=== Given material ===

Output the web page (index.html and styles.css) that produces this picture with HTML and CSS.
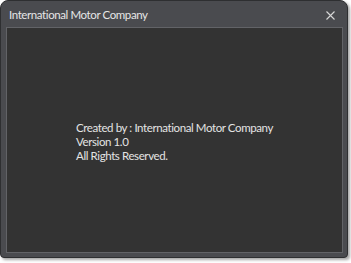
FILE: index.html
```html
<!DOCTYPE html>
<html>
<head>
<meta charset="utf-8">
<link rel="stylesheet" href="styles.css">
</head>
<body>
<div class="window">
  <div class="titlebar">
    <span class="title">International Motor Company</span>
    <span class="close" aria-label="Close">
      <svg width="9" height="9" viewBox="0 0 9 9"><path d="M0.5 0.5 L8.5 8.5 M8.5 0.5 L0.5 8.5" stroke="#d8d8d8" stroke-width="1.1" fill="none"/></svg>
    </span>
  </div>
  <div class="content">
    <div class="info">
      <div>Created by : International Motor Company</div>
      <div>Version 1.0</div>
      <div>All Rights Reserved.</div>
    </div>
  </div>
</div>
</body>
</html>
```
FILE: styles.css
```css
html, body {
  margin: 0;
  padding: 0;
  background: #ffffff;
}
body {
  width: 351px;
  height: 263px;
  font-family: Lato, "Noto Sans", sans-serif;
}
.window {
  width: 348px;
  height: 258px;
  box-sizing: border-box;
  background: #4a4b4f;
  border: 1px solid #2e2f31;
  border-radius: 8px 8px 4px 4px;
  box-shadow: 2px 2px 3px rgba(0, 0, 0, 0.35);
  display: flex;
  flex-direction: column;
}
.titlebar {
  height: 26px;
  flex: none;
  display: flex;
  align-items: center;
  justify-content: space-between;
  padding: 0 12px 0 8px;
}
.title {
  color: #e6e6e6;
  font-size: 11.5px;
  letter-spacing: -0.4px;
}
.close {
  display: flex;
  margin-top: 2px;
}
.content {
  flex: 1;
  margin: 0 4px 4px 5px;
  background: #333333;
  border: 1px solid #626367;
  display: flex;
  align-items: center;
  justify-content: center;
}
.info {
  color: #e4e4e4;
  font-size: 11.5px;
  line-height: 14px;
  letter-spacing: -0.4px;
  margin-top: 3px;
}
```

===

*Your objective*
Your task is to repeat the data above exactly while excluding the pictures.

*Full solution*
Output the web page (index.html and styles.css) that produces this picture with HTML and CSS.
FILE: index.html
```html
<!DOCTYPE html>
<html>
<head>
<meta charset="utf-8">
<link rel="stylesheet" href="styles.css">
</head>
<body>
<div class="window">
  <div class="titlebar">
    <span class="title">International Motor Company</span>
    <span class="close" aria-label="Close">
      <svg width="9" height="9" viewBox="0 0 9 9"><path d="M0.5 0.5 L8.5 8.5 M8.5 0.5 L0.5 8.5" stroke="#d8d8d8" stroke-width="1.1" fill="none"/></svg>
    </span>
  </div>
  <div class="content">
    <div class="info">
      <div>Created by : International Motor Company</div>
      <div>Version 1.0</div>
      <div>All Rights Reserved.</div>
    </div>
  </div>
</div>
</body>
</html>
```
FILE: styles.css
```css
html, body {
  margin: 0;
  padding: 0;
  background: #ffffff;
}
body {
  width: 351px;
  height: 263px;
  font-family: Lato, "Noto Sans", sans-serif;
}
.window {
  width: 348px;
  height: 258px;
  box-sizing: border-box;
  background: #4a4b4f;
  border: 1px solid #2e2f31;
  border-radius: 8px 8px 4px 4px;
  box-shadow: 2px 2px 3px rgba(0, 0, 0, 0.35);
  display: flex;
  flex-direction: column;
}
.titlebar {
  height: 26px;
  flex: none;
  display: flex;
  align-items: center;
  justify-content: space-between;
  padding: 0 12px 0 8px;
}
.title {
  color: #e6e6e6;
  font-size: 11.5px;
  letter-spacing: -0.4px;
}
.close {
  display: flex;
  margin-top: 2px;
}
.content {
  flex: 1;
  margin: 0 4px 4px 5px;
  background: #333333;
  border: 1px solid #626367;
  display: flex;
  align-items: center;
  justify-content: center;
}
.info {
  color: #e4e4e4;
  font-size: 11.5px;
  line-height: 14px;
  letter-spacing: -0.4px;
  margin-top: 3px;
}
```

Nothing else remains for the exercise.